14 US Troops Dead in 3 Days
Civil War in Telafar
The Associated Press reports that a car bomb in Baghdad killed 3 US troops, and a drive-by shooting killed a fourth on Tuesday. The deaths brought the three-day total of US military fatalities to 14.
Guerrillas detonated a bomb near a girls’ school in Baghdad, killing 6 persons but apparently no students.
Paul Garwood also reports that
“In the northern city of Tal Afar, there were reports that militants were in control and that Shiites and Sunnis were fighting in the streets, a day after two car bombs killed at least 20 people. Police Capt. Ahmed Hashem Taki said Tal Afar was experiencing “civil war.” Journalists were blocked from entering the city of 200,000.”

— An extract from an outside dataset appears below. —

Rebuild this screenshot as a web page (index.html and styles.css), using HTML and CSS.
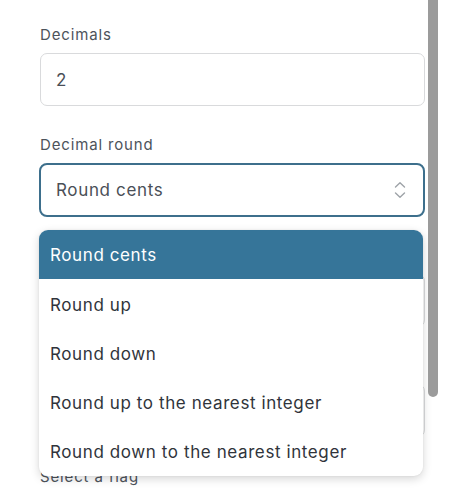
FILE: index.html
```html
<!DOCTYPE html>
<html lang="en">
<head>
<meta charset="utf-8">
<title>Settings</title>
<link rel="stylesheet" href="styles.css">
</head>
<body>
<div class="page">
  <form class="form">
    <div class="field">
      <label class="label">Decimals</label>
      <div class="input">2</div>
    </div>
    <div class="field">
      <label class="label">Decimal round</label>
      <div class="select-wrap">
        <div class="select">
          <span>Round cents</span>
          <svg class="chev" width="12" height="18" viewBox="0 0 12 18" fill="none" stroke="#9ea3a8" stroke-width="1.4" stroke-linecap="round" stroke-linejoin="round"><path d="M1.5 6 L6 1.8 L10.5 6"/><path d="M1.5 12 L6 16.2 L10.5 12"/></svg>
        </div>
        <ul class="dropdown">
          <li class="option active">Round cents</li>
          <li class="option">Round up</li>
          <li class="option">Round down</li>
          <li class="option">Round up to the nearest integer</li>
          <li class="option">Round down to the nearest integer</li>
        </ul>
      </div>
    </div>
    <div class="field">
      <span class="label label-empty" aria-hidden="true"></span>
      <div class="input"></div>
    </div>
    <div class="field">
      <span class="label label-empty" aria-hidden="true"></span>
      <div class="input"></div>
    </div>
    <div class="field">
      <label class="label flag-label">Select a flag</label>
      <div class="input"></div>
    </div>
  </form>
  <div class="scrollbar"></div>
</div>
</body>
</html>
```
FILE: styles.css
```css
html, body {
  margin: 0;
  padding: 0;
  background: #ffffff;
}
body {
  font-family: Inter, "Noto Sans", "Liberation Sans", sans-serif;
  overflow: hidden;
}
.page {
  position: relative;
  width: 470px;
  height: 492px;
  overflow: hidden;
}
.form {
  display: flex;
  flex-direction: column;
  gap: 29px;
  padding: 25px 0 0 40px;
  width: 385px;
}
.field {
  display: flex;
  flex-direction: column;
  gap: 8px;
}
.label {
  font-size: 15px;
  line-height: 20px;
  letter-spacing: 0.85px;
  color: #4d535b;
}
.label-empty {
  height: 20px;
}
.flag-label {
  position: relative;
  top: 1px;
}
.input {
  box-sizing: border-box;
  height: 53px;
  border: 1px solid #d9dadc;
  border-radius: 7px;
  padding: 0 15px;
  display: flex;
  align-items: center;
  font-size: 17px;
  letter-spacing: 0.6px;
  color: #4a4f57;
  background: #fff;
}
.select-wrap {
  position: relative;
  margin-left: -1px;
}
.select {
  box-sizing: border-box;
  height: 54px;
  border: 2px solid #3d6f8c;
  border-radius: 8px;
  padding: 0 17px 0 15px;
  display: flex;
  align-items: center;
  justify-content: space-between;
  font-size: 17px;
  letter-spacing: 0.65px;
  color: #4a4f57;
  background: #fff;
}
.chev {
  display: block;
}
.dropdown {
  position: absolute;
  top: calc(100% + 13px);
  left: 0;
  width: 384px;
  margin: 0;
  padding: 0;
  list-style: none;
  background: #fff;
  border-radius: 9px;
  box-shadow: 0 3px 10px rgba(0, 0, 0, 0.16), 0 0 2px rgba(0, 0, 0, 0.08);
  overflow: hidden;
  z-index: 2;
}
.option {
  height: 49.2px;
  display: flex;
  align-items: center;
  padding: 0 11px;
  font-size: 17px;
  letter-spacing: 0.6px;
  color: #30343b;
}
.option + .option {
  padding-top: 2px;
  box-sizing: border-box;
}
.option.active {
  background: #367599;
  color: #ffffff;
}
.scrollbar {
  position: absolute;
  top: 0;
  left: 428px;
  width: 10px;
  height: 397px;
  background: #9b9b9b;
  border-radius: 0 0 5px 5px;
  z-index: 3;
}
```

Al-Sharq al-Awsat says that a police official in Telafar reported immense loss of life in the violent clashes. The Sunni jihadis are said to have taken over the major hospital. They are being resisted by armed Shiite Turkmen townspeople.

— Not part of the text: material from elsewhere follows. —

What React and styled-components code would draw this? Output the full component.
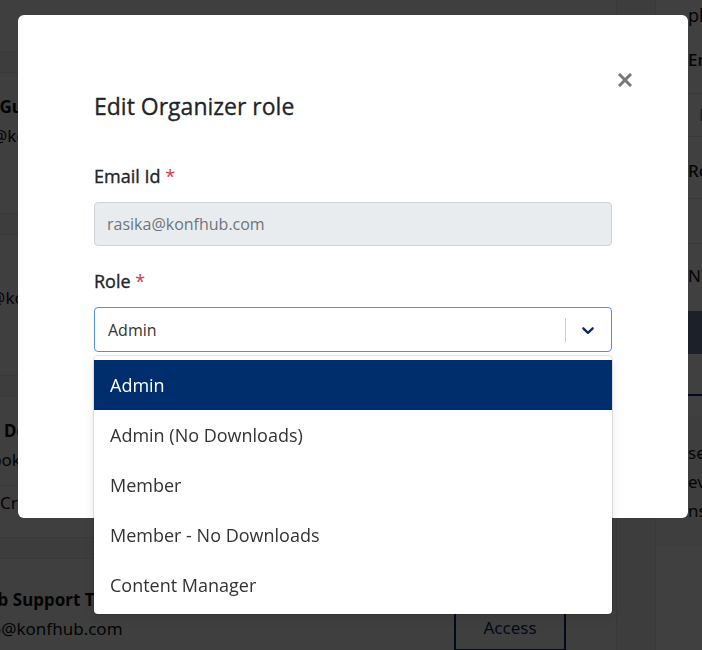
import React from "react";
import styled, { createGlobalStyle } from "styled-components";

const GlobalStyle = createGlobalStyle`
    html, body {
        margin: 0;
        padding: 0;
        background: #f2f3f5;
        font-family: "Noto Sans", "Open Sans", sans-serif;
        color: #212529;
        overflow: hidden;
    }
`;

const members = [
    { name: "Priya", email: "priya@konfhub.com", chip: true },
    { name: "Jane Gupta", email: "jane@konfhub.com", chip: true },
    { name: "Ram", email: "ram@konfhub.com", chip: true },
    { name: "Asha Deshpande", email: "facebokconf@gmail.com", footer: "Created by" },
];

const roles = [
    "Admin",
    "Admin (No Downloads)",
    "Member",
    "Member - No Downloads",
    "Content Manager",
];

export default function App() {
    return (
        <>
            <GlobalStyle />
            <Page>
                <Main>
                    {members.map((m, i) => (
                        <MemberCard key={i}>
                            <MemberName>{m.name}</MemberName>
                            <MemberEmail>{m.email}</MemberEmail>
                            {m.chip && <Chip />}
                            {m.footer && <CardFooter>{m.footer}</CardFooter>}
                        </MemberCard>
                    ))}
                    <SupportCard>
                        <div>
                            <MemberName>KonfHub Support Team</MemberName>
                            <MemberEmail>konfhub@konfhub.com</MemberEmail>
                        </div>
                        <AccessButton>Access</AccessButton>
                    </SupportCard>
                </Main>
                <Side>
                    <SideTitle>plans</SideTitle>
                    <SideLabel>Email Id</SideLabel>
                    <SideInput>Enter email</SideInput>
                    <SideLabel $gap="21px">Role</SideLabel>
                    <SideInput $tall $gap="14px" />
                    <SideNote>Note: select role</SideNote>
                    <SideButton />
                    <SideRule />
                    <InfoBox>
                        <span>se</span>
                        <span>eve</span>
                        <span>ns</span>
                    </InfoBox>
                </Side>
            </Page>

            <Backdrop>
                <Modal>
                    <CloseButton aria-label="close">
                        <svg width="14" height="14" viewBox="0 0 14 14">
                            <path
                                d="M2 2 L12 12 M12 2 L2 12"
                                stroke="#777"
                                strokeWidth="3"
                                strokeLinecap="square"
                            />
                        </svg>
                    </CloseButton>
                    <Title>Edit Organizer role</Title>

                    <Field>
                        <Label>
                            Email Id <Required>*</Required>
                        </Label>
                        <DisabledInput>rasika@konfhub.com</DisabledInput>
                    </Field>

                    <Field>
                        <Label>
                            Role <Required>*</Required>
                        </Label>
                        <SelectWrap>
                            <SelectControl>
                                <SelectValue>Admin</SelectValue>
                                <Separator />
                                <Indicator>
                                    <svg width="20" height="20" viewBox="0 0 20 20">
                                        <path
                                            fill="#0b2a63"
                                            d="M4.516 7.548c0.436-0.446 1.043-0.481 1.576 0l3.908 3.747 3.908-3.747c0.533-0.481 1.141-0.446 1.574 0 0.436 0.445 0.408 1.197 0 1.615-0.406 0.418-4.695 4.502-4.695 4.502-0.217 0.223-0.502 0.335-0.787 0.335s-0.57-0.112-0.789-0.335c0 0-4.287-4.084-4.695-4.502s-0.436-1.17 0-1.615z"
                                        />
                                    </svg>
                                </Indicator>
                            </SelectControl>
                            <Menu>
                                {roles.map((r, i) => (
                                    <Option key={r} $selected={i === 0}>
                                        {r}
                                    </Option>
                                ))}
                            </Menu>
                        </SelectWrap>
                    </Field>
                </Modal>
            </Backdrop>
        </>
    );
}

/* page behind the modal */

const Page = styled.div`
    display: flex;
    height: 650px;
    overflow: hidden;
`;

const Main = styled.div`
    width: 756px;
    margin-left: -140px;
    margin-top: -90px;
    display: flex;
    flex-direction: column;
    gap: 20px;
    flex-shrink: 0;
    border-right: 1px solid #dee2e6;
`;

const MemberCard = styled.div`
    height: 142px;
    flex-shrink: 0;
    box-sizing: border-box;
    background: #fbfbfb;
    border-top: 1px solid #dee2e6;
    border-bottom: 1px solid #dee2e6;
    padding: 21px 0 0 98px;
    display: flex;
    flex-direction: column;
`;

const MemberName = styled.div`
    font-size: 17px;
    font-weight: 700;
    line-height: 26px;
    color: #111;
    white-space: nowrap;
`;

const MemberEmail = styled.div`
    font-size: 17px;
    line-height: 26px;
    margin-top: 3px;
    color: #111;
    white-space: nowrap;
`;

const Chip = styled.div`
    width: 26px;
    height: 26px;
    border-radius: 50%;
    background: #ffffff;
    margin: 12px 0 0 -114px;
`;

const CardFooter = styled.div`
    margin: 12px 0 0 42px;
    padding-top: 5px;
    border-top: 1px solid #dee2e6;
    font-size: 17px;
    color: #111;
`;

const SupportCard = styled.div`
    height: 160px;
    flex-shrink: 0;
    box-sizing: border-box;
    background: #fbfbfb;
    border-top: 1px solid #dee2e6;
    padding: 28px 50px 0 74px;
    display: flex;
    justify-content: space-between;
    align-items: flex-start;
`;

const AccessButton = styled.div`
    width: 108px;
    height: 44px;
    margin-top: 16px;
    border: 2px solid #0b2a63;
    display: flex;
    align-items: center;
    justify-content: center;
    font-size: 17px;
    color: #0b2a63;
`;

const Side = styled.div`
    flex: 1;
    margin-left: 38px;
    padding: 2px 0 0 32px;
    border-left: 1px solid #dee2e6;
    background: #ffffff;
    display: flex;
    flex-direction: column;
    white-space: nowrap;
    overflow: hidden;
    font-size: 17px;
    color: #111;
`;

const SideTitle = styled.div`
    font-size: 18px;
    line-height: 26px;
`;

const SideLabel = styled.div`
    margin-top: ${(p) => p.$gap || "19px"};
    line-height: 26px;
    font-weight: 500;
`;

const SideInput = styled.div`
    margin-top: ${(p) => p.$gap || "20px"};
    height: ${(p) => (p.$tall ? "46px" : "44px")};
    box-sizing: border-box;
    border-top: 1px solid #dee2e6;
    border-bottom: 1px solid #dee2e6;
    padding-left: 11px;
    display: flex;
    align-items: center;
    font-size: 16px;
    color: #6c757d;
`;

const SideNote = styled.div`
    margin-top: 19px;
    line-height: 26px;
`;

const SideButton = styled.div`
    margin-top: 22px;
    height: 43px;
    margin-left: -32px;
    background: #6c80a4;
`;

const SideRule = styled.div`
    margin-top: 40px;
    height: 2px;
    background: #0b2a63;
`;

const InfoBox = styled.div`
    margin: 20px 0 0 -32px;
    padding: 22px 0 0 32px;
    height: 108px;
    background: #f7f7f7;
    display: flex;
    flex-direction: column;
    line-height: 29px;
`;

/* modal */

const Backdrop = styled.div`
    position: fixed;
    inset: 0;
    background: rgba(0, 0, 0, 0.75);
    padding: 15px 0 0 18px;
`;

const Modal = styled.div`
    position: relative;
    width: 670px;
    height: 503px;
    box-sizing: border-box;
    background: #ffffff;
    border-radius: 6px;
    padding: 75px 76px 0;
    display: flex;
    flex-direction: column;
    gap: 22px;
    font-family: "Open Sans", "Noto Sans", sans-serif;
`;

const CloseButton = styled.div`
    position: absolute;
    top: 58px;
    right: 56px;
    width: 14px;
    height: 14px;
    display: flex;
`;

const Title = styled.h2`
    margin: 0 0 18px;
    font-size: 23px;
    font-weight: 400;
    line-height: 33px;
    color: #212529;
    -webkit-text-stroke: 0.3px #212529;
`;

const Field = styled.div`
    display: flex;
    flex-direction: column;
    gap: 13px;
`;

const Label = styled.label`
    font-size: 18px;
    font-weight: 400;
    line-height: 26px;
    color: #212529;
    -webkit-text-stroke: 0.35px #212529;
`;

const Required = styled.span`
    color: #dc3545;
    -webkit-text-stroke: 0;
`;

const DisabledInput = styled.div`
    height: 44px;
    box-sizing: border-box;
    background: #e9ecef;
    border: 1px solid #ced4da;
    border-radius: 4px;
    padding: 0 12px;
    display: flex;
    align-items: center;
    font-size: 16px;
    color: #6c757d;
`;

const SelectWrap = styled.div`
    position: relative;
`;

const SelectControl = styled.div`
    height: 45px;
    box-sizing: border-box;
    border: 1px solid #4c8ef7;
    border-radius: 4px;
    display: flex;
    align-items: center;
    background: #ffffff;
`;

const SelectValue = styled.div`
    flex: 1;
    padding-left: 13px;
    font-size: 16px;
    color: #333333;
`;

const Separator = styled.span`
    width: 1px;
    height: 24px;
    background: #cccccc;
`;

const Indicator = styled.div`
    padding: 0 13px 0 12px;
    display: flex;
`;

const Menu = styled.div`
    position: absolute;
    top: 49px;
    left: 0;
    right: 0;
    padding: 4px 0;
    background: #ffffff;
    border-radius: 4px;
    box-shadow: 0 0 0 1px rgba(0, 0, 0, 0.1), 0 4px 11px rgba(0, 0, 0, 0.1);
    z-index: 2;
`;

const Option = styled.div`
    height: 50px;
    padding-left: 16px;
    display: flex;
    align-items: center;
    font-size: 18px;
    color: ${(p) => (p.$selected ? "#ffffff" : "#333333")};
    background: ${(p) => (p.$selected ? "#002d6c" : "transparent")};
`;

The Turkmen Bloc issued an appeal to Prime Minister Ibrahim Jaafari and other major political figures, saying that Telafar is ablaze with the flames of the radical anti-Shiite (takfiri) forces that have infiltrated from beyond the border. They added that the city “is a prisoner in the hands of terror.” They complained, “Its citizens are exposed to being slaughtered every day.” Member of parliament Muhammad Taqi al-Mawla, who belongs to the Turkmen Bloc, called on the government to intervene quickly to save the city. He said that in the current conditions, no child could go to school and no employee could reach the workplace.
This report sent chills down my spine. Major urban Sunni-Shiite violence is likely to spill over to other parts of the country.

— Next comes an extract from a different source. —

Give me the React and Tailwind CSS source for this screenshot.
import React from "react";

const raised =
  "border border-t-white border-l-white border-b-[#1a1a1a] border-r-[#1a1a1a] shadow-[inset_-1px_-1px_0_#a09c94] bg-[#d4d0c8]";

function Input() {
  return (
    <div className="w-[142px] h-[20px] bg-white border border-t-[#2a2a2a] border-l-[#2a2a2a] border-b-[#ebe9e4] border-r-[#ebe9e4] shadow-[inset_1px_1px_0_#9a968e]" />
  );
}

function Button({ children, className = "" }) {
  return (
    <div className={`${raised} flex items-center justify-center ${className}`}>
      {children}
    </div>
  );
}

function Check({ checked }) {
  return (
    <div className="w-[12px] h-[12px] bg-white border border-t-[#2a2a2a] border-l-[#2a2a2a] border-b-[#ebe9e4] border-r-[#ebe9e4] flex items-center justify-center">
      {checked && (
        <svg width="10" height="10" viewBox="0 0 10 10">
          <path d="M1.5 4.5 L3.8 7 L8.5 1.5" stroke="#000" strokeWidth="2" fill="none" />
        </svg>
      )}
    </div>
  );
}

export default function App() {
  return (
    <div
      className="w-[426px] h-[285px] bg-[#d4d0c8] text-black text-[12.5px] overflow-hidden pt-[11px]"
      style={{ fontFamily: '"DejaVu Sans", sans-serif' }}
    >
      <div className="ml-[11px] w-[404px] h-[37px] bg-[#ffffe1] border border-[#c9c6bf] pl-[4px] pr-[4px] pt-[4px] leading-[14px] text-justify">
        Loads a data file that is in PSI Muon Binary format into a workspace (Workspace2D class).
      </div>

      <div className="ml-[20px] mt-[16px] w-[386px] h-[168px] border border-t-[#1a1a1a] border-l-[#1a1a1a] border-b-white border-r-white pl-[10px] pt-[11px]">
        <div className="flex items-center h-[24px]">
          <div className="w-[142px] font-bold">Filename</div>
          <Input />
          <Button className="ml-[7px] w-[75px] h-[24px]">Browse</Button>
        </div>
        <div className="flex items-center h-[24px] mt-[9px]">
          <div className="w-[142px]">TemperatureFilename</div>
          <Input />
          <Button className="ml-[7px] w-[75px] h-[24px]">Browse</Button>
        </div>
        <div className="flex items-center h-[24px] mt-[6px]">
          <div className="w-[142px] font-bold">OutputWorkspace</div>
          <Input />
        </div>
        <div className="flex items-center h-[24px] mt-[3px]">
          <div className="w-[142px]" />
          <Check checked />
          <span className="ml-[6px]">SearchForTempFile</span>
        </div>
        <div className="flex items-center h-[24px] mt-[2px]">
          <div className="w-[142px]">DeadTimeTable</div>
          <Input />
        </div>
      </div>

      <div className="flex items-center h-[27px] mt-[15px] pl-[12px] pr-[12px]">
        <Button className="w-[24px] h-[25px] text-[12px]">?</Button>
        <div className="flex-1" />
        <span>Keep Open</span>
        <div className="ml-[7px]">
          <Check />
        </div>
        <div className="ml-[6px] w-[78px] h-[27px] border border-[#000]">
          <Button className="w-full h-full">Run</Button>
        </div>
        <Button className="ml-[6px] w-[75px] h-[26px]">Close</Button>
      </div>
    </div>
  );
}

Nancy Yousef of Knight Ridder reports on rapidly advancing plans to unite three of Iraq’s southern provinces (Basra, Dhiqar and Maysan) into one super-province with a distinctly Shiite cast. This move comes in part in response to Kurdish plans to create a Kurdish super-province of Kurdistan. In part, it is an attempt to restrain the power of the central government vis a vis the provinces, since a large province is in a better bargaining position with Baghdad than a small one. Reorganizing Iraq into a small number of ethnically based provinces, however, could lay the groundwork for the eventual break-up of the state.
Al-Hayat says that Hussein Shahristani, deputy speaker of parliament, announced that the constitution drafting committee of the Iraqi parliament will be headed by Shiite hard liner Humam Hamoudi, a major proponent of imposing Islamic law on the once-secular country. The Daily Star points out that Hamoudi is a Shiite cleric, a member of the Supreme Council for Islamic Revolution in Iraq, and an aide to the party’s leader, Abdul Aziz al-Hakim.
Parliamentarians are still seeking ways of increasing the Sunni representation on the constitution-drafting committee, which at the moment stands at a pitiful 2 out of 55. MP Abdul Hadi al-Hakim (United Iraqi Alliance) suggested that each provincial council select some delegates to be added to the committee. (This would not actually help balance things very much).
The speaker of the Iraqi parliament, Hajem al-Hasani, said Tuesday that the Iraqi constitution “will fail in establishing security in the country unless the Sunni rebels and other groups not now participating are granted an effective political role, not just an advisory one.” He compared Iraq to an “unstable nuclear reactor” and said, “the upcoming political stages will decide if we are heading toward stability.” He added, “The Resistance must form a political wing, as happens everywhere in the world.” He said that no one can “wipe out the Sunnis completely.”
I had to rub my eyes. The speaker of the Iraqi parliament is calling for inclusion of the guerrillas in the constitution-writing process, and asking them to form a political wing so that they can be so included. The gap between the 17 Sunni parliamentarians and their Shiite and Kurdish colleagues (who make up the rest of the 273) is truly vast.